Rows from a dataset of pages and code:
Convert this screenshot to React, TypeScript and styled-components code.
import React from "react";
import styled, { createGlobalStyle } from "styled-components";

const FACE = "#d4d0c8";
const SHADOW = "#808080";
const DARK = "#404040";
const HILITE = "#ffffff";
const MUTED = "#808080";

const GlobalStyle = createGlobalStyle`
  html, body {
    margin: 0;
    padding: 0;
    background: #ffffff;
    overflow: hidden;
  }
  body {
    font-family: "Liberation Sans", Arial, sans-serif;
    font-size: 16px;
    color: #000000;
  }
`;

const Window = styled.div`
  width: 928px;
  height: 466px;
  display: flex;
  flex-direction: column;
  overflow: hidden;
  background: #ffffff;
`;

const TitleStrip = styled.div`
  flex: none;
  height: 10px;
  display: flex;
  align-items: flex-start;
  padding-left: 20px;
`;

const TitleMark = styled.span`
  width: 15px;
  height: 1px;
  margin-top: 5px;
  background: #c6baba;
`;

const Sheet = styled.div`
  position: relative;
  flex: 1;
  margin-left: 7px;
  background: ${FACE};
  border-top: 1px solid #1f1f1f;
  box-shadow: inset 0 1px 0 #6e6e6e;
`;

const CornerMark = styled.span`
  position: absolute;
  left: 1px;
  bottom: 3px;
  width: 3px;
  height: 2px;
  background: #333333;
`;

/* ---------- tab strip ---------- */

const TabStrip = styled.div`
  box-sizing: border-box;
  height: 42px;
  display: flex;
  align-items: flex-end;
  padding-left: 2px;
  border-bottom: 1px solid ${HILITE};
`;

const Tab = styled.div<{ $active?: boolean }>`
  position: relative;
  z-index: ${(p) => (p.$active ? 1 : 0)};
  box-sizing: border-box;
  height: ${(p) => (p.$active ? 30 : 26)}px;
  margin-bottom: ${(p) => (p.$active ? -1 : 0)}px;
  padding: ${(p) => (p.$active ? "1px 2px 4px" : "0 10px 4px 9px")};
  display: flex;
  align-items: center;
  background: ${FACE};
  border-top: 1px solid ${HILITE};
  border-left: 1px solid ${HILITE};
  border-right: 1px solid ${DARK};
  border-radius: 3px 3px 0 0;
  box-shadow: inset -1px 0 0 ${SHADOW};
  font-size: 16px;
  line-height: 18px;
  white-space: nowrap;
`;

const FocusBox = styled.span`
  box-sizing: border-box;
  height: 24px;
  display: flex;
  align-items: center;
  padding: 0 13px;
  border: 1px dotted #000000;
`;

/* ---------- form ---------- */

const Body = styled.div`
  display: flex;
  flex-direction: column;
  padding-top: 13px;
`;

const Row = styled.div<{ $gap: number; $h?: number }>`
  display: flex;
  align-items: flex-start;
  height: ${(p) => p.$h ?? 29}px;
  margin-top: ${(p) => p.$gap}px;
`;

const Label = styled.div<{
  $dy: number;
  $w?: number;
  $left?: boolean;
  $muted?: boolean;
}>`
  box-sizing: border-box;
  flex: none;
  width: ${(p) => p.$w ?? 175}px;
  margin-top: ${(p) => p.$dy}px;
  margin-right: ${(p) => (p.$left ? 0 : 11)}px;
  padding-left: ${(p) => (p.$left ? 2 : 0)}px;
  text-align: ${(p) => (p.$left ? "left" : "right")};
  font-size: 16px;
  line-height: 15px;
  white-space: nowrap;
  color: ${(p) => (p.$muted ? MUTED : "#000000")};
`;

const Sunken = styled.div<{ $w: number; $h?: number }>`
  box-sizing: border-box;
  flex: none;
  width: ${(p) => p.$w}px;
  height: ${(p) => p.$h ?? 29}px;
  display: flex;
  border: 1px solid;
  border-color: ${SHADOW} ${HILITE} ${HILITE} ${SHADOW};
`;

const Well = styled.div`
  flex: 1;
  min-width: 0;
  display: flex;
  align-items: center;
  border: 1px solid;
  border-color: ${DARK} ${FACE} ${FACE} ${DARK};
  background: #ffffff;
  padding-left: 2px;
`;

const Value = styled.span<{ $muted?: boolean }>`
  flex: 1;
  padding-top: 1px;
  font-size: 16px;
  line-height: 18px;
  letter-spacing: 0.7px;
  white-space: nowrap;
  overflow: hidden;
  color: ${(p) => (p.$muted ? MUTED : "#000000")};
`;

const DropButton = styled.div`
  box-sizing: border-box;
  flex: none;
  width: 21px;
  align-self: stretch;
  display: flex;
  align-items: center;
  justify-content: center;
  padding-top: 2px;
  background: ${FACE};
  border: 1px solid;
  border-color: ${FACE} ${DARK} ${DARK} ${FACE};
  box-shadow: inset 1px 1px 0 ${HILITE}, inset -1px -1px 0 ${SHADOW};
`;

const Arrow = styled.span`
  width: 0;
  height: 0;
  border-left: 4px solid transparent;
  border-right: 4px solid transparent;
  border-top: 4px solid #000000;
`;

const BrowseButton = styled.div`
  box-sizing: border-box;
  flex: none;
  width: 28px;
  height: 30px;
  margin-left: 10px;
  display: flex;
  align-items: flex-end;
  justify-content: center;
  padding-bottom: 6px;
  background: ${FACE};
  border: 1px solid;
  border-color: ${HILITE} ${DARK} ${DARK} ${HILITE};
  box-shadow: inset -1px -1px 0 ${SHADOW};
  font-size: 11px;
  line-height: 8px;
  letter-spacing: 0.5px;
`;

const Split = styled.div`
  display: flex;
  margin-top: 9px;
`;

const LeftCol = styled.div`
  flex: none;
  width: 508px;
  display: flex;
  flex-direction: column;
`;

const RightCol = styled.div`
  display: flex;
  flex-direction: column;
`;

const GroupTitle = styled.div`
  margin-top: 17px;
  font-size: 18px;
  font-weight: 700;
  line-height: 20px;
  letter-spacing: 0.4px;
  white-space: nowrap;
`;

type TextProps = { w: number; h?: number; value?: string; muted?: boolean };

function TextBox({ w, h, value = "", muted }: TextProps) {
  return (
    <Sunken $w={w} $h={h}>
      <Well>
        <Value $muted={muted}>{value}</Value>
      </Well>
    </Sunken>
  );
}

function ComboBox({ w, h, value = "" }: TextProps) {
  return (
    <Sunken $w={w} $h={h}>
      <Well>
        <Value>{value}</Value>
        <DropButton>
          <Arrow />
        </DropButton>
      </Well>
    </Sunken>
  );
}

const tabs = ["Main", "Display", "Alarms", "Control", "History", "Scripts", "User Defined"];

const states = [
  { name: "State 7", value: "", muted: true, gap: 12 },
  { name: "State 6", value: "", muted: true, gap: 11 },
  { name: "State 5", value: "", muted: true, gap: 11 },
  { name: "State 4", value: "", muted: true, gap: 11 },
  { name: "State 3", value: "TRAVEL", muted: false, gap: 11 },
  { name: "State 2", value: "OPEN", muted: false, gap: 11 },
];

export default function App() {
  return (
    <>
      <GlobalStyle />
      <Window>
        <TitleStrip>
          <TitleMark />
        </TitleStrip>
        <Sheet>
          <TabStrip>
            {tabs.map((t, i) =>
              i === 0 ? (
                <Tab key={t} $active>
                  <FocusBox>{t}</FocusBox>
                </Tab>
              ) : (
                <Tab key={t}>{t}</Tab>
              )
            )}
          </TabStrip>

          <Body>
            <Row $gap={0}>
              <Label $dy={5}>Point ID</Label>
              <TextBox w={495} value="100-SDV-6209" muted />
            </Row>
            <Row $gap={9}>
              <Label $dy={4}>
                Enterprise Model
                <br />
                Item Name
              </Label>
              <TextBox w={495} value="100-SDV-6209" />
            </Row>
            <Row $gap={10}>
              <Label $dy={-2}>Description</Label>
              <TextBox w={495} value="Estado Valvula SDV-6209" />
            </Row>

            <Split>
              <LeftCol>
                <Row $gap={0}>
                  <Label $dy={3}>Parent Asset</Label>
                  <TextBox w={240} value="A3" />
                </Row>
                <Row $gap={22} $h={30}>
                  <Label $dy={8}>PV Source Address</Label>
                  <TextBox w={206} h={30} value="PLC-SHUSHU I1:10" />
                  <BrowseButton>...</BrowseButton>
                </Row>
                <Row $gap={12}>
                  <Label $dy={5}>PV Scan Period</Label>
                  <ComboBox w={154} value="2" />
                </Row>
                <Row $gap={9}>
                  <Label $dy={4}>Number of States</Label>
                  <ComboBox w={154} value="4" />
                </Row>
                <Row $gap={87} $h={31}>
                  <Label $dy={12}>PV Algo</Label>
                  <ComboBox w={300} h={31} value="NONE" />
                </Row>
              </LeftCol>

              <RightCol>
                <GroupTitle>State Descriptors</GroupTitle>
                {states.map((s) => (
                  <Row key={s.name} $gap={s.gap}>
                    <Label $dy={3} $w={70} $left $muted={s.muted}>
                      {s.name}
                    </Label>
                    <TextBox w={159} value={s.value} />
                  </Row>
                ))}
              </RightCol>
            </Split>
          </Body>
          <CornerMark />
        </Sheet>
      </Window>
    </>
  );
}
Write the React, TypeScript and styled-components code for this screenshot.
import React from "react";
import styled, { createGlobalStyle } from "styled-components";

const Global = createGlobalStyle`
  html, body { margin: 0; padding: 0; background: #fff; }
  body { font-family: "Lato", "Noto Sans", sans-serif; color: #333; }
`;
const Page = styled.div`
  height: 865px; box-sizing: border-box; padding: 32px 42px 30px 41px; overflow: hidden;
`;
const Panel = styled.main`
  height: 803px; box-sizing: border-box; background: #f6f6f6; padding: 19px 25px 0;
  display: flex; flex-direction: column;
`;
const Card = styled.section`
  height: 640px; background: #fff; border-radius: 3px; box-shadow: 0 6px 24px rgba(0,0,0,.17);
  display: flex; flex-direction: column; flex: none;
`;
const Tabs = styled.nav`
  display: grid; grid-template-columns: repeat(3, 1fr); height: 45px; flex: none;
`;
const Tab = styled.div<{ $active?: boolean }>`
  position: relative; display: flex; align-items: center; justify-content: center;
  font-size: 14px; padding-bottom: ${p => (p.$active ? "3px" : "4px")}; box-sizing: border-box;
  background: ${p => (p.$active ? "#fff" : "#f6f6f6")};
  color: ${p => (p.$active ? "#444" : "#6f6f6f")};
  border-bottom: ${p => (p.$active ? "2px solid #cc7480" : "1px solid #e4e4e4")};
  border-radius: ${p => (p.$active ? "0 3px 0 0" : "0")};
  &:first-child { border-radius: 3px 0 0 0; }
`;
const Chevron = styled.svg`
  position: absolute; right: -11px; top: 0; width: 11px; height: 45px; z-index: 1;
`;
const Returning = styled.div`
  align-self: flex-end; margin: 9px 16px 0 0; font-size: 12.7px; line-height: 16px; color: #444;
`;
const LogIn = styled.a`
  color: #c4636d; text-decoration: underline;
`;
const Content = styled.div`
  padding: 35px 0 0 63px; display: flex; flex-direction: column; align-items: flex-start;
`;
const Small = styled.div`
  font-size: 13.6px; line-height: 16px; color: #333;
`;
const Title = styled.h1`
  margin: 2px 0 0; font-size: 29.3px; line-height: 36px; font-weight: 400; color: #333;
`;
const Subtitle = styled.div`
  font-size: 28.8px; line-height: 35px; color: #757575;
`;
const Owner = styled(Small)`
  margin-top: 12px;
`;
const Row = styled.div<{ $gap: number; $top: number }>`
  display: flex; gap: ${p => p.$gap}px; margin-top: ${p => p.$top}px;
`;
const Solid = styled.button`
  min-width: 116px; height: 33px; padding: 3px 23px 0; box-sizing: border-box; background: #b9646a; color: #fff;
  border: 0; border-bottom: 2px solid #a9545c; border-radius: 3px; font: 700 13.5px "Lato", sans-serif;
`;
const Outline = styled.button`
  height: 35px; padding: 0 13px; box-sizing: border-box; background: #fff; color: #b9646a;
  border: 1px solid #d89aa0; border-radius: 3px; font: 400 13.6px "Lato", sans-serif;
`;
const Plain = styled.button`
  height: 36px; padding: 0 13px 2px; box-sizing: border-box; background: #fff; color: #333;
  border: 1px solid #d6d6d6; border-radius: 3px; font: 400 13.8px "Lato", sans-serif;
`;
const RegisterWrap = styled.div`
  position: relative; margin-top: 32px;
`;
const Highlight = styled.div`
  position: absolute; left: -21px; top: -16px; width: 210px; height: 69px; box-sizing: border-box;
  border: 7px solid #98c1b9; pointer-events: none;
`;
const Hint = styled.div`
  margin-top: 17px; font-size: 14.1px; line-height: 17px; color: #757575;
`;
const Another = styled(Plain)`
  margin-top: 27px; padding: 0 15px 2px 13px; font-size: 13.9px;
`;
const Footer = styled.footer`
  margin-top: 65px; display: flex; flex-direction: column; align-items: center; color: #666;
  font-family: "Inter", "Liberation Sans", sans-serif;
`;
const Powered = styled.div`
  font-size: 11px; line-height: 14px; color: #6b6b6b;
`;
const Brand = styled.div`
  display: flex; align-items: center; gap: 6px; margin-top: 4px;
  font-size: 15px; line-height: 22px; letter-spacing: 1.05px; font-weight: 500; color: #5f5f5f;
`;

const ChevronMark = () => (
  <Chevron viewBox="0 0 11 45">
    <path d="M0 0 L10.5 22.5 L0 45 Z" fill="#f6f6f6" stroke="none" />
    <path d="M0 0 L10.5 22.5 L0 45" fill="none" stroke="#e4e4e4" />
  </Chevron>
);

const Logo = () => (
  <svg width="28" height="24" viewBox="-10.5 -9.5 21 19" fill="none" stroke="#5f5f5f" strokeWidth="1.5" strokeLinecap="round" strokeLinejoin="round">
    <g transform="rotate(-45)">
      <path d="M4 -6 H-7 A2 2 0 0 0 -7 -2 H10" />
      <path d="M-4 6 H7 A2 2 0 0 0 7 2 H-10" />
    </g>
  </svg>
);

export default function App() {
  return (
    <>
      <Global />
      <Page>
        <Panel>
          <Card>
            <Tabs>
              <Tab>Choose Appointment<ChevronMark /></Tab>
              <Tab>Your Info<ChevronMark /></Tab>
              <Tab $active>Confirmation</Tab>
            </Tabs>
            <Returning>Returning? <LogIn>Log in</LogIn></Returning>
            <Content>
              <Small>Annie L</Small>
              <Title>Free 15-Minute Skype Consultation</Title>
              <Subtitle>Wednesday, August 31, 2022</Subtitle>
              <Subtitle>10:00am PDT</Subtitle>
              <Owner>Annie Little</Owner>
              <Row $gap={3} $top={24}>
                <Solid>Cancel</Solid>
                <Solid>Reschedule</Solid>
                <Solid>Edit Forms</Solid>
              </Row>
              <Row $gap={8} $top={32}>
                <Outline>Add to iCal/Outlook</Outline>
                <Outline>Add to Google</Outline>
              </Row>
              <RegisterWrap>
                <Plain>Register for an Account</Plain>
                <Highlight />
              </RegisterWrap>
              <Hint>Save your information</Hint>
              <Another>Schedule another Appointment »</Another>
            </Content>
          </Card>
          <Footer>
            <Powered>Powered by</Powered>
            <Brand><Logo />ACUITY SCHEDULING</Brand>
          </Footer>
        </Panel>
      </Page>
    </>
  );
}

> **Problem details**: Within the entries above, work out how many lines contain the word "components". The number alone is the answer.

> **Exercise solution**: 4